Andreas Kley: Was ein massgeblicher Schöpfer der Volksinitiative, Ständerat Theodor Wirz 1890 gesagt hatte, trifft noch heute unverändert zu. Wirz kritisierte das «selbstherrliche» Parlament, namentlich den Nationalrat, und stellte die rhetorische Frage: «Welches Volksrecht wurde nicht von den bisherigen Kuratoren des Volkes als gefährlich und revolutionär bezeichnet? Wer soll schliesslich König und Herr im Lande sein?» Wirz und die Mehrheit des Ständerates lehnten die Beschränkung auf die Form der allgemeinen Anregung ab. Es sei «eine Ehrensache für den Ständerat, wenn er viel rückhaltloser als der Nationalrat die magna charta libertatum in die Hand des Schweizervolkes» lege.
Dieses klare Votum hinderte dann aber die Bundesversammlung nicht daran, der Volksinitiative verschiedene Hindernisse in den Weg zu legen, namentlich das Verbot des doppelten Ja. Denn für die Parlamentarier ist jede Initiative eine Initiative zu viel.
Wieso das?
Andreas Kley: Die Bundesversammlung nutzte von Anfang an die Chance, Volksbegehren mit einem Gegenvorschlag zu bekämpfen und führte ein einstufiges Verfahren mit einem Verbot des doppelten Ja ein. Der Effekt war, dass die änderungswilligen Stimmbürger sich in jeweils in zwei Gruppen aufspalteten. Die Wahrscheinlichkeit, dass ein Anliegen scheiterte, nahm damit zu. Der Gegenvorschlag erwies sich als eine wirksame Waffe zur Erledigung von Initiativen.
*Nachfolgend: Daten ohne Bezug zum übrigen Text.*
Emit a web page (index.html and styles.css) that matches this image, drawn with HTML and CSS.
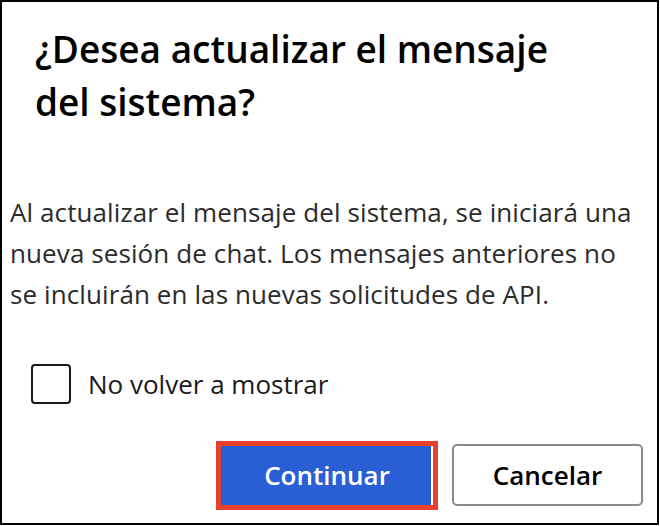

Erst die Zulassung des doppelten Ja im Jahr 1987 setzte diesem unfairen Verfahren ein Ende.
Welche weiteren Methoden entwickelte die Bundesversammlung, um ungeliebte Initiativen zu stoppen?
Andreas Kley: Ab 1930 stoppten Bundesrat und Bundesversammlung die schon damals beklagte «Überproduktion an Volksbegehren» auf einfache Weise. Sie nahmen die Gewohnheit an, gültige eingereichte Volksinitiativen auf Teilrevision der Verfassung während Jahren liegenzulassen. Später schrieb man die Initiativen ab, ohne sie der Abstimmung zu unterstellen. Oder man setzte die Abstimmung nach verspätet an – zu einem Zeitpunkt, als sie jede politische Relevanz verloren hatten.
Schliesslich erfanden die Bundesbehörden neue materielle Ungültigkeitsgründe, wie etwa die Völkerrechtswidrigkeit, das Rückwirkungsverbot oder die Frage der Durchführbarkeit. Diese Ungültigkeitsgründe werden heute intensiv diskutiert. Eine klare Praxis wurde nicht entwickelt.
Was muss sich Ihrer Ansicht nach ändern?
Andreas Kley: Ich halte die Volksinitiative für ein wichtiges und erfolgreiches Korrektiv der repräsentativen Demokratie. Grundsätzlich muss man nichts ändern. Wollte man neue Ungültigkeitsgründe wirklich einführen, so müsste die Verfassung geändert werden. Als Kontrollorgan dürfte nicht mehr die Bundesversammlung amtieren, sondern es müsste ein unabhängiges Verfassungsgericht darüber wachen, dass diese Kriterien korrekt und nicht nach politischen Gesichtspunkten angewendet werden.